There are many recipes for roast peas surviving from the medieval period, and this is the one Meister Eberhard gives us. It clearly parallels the one in Cod Pal Germ 551.
<<R4>> Item ein essenn von gebratenn arbeissenn.
Item a dish of roast peas
Take boiled peas and pass them through a cloth or through a sieve. Stir as much egg into it as there is peas and fry it in butter. Then place it on a spit and roast it well, baste (beslach) it with egg and greens (kraut) and serve it forth. Do not oversalt it.
I suspect the proportions are not quite exact – as much egg as there are peas would produce a liquid. However, it is possible that this is meant to produce a thin batter that firms up with frying and then has more egg added as a coating dripped on during roasting. This was sometimes known as ‘endoring’ and quite popular.

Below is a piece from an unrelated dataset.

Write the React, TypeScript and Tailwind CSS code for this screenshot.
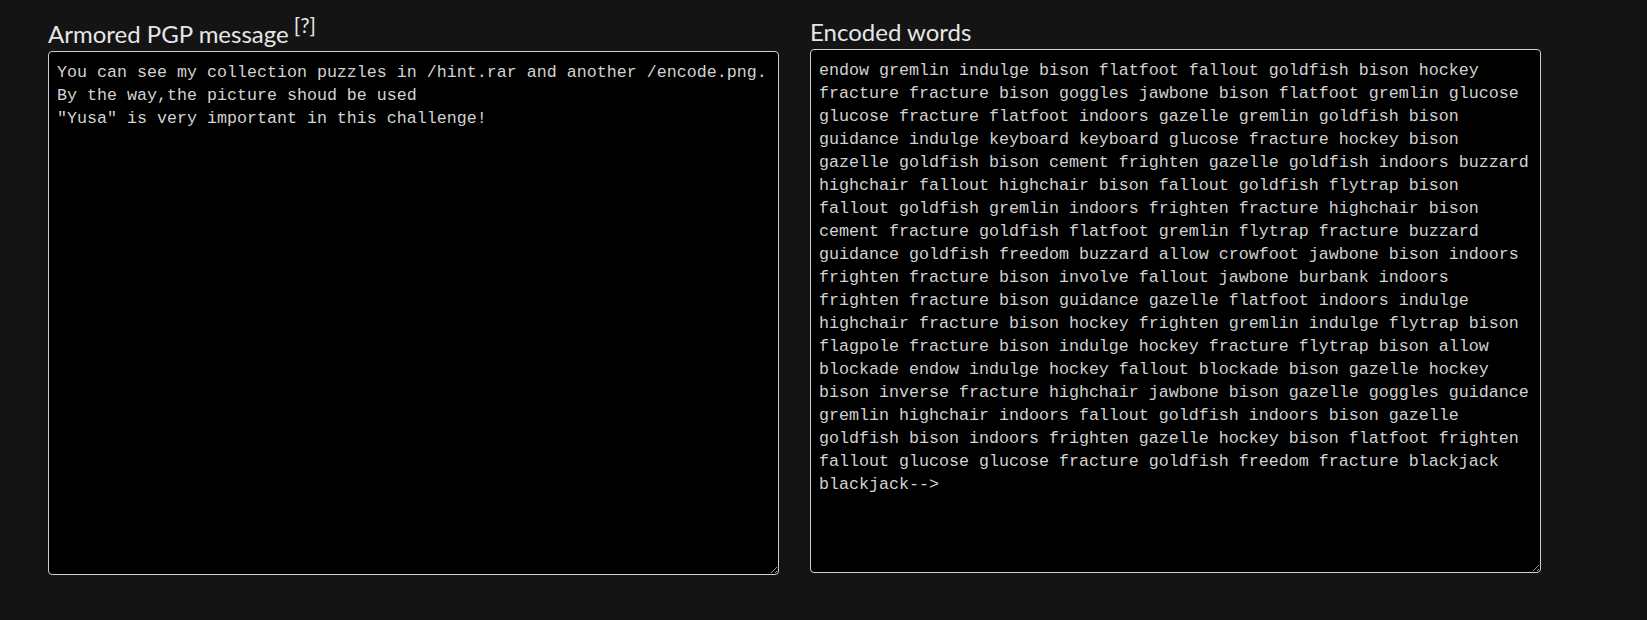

I have yet to make any fried peas recipe work satisfactorily and am beginning to suspect that is the reason there are so many. There really isn’s a good way. This is the Meister Hans recipe depending on flour to hold it together. It was underwhelming.
Meister Eberhard is a recipe collection that belongs into a south German context, most likely associated with the court of Bayern-Landshut during its ascendancy in the first half of the 15th century. We know nothing about the putative author other than that he claims he was part of the kitchen staff there. The text contains an eclectic mix of recipes and dietetic advice heavily cribbed from a variety of sources, including the (unattributed) writings of St Hildegardis Bingensis. The text is published in A. Feyl: Das Kochbuch Meister Eberhards. Diss. Freiburg i.B. 1963 and online on the website of Thomas Gloning.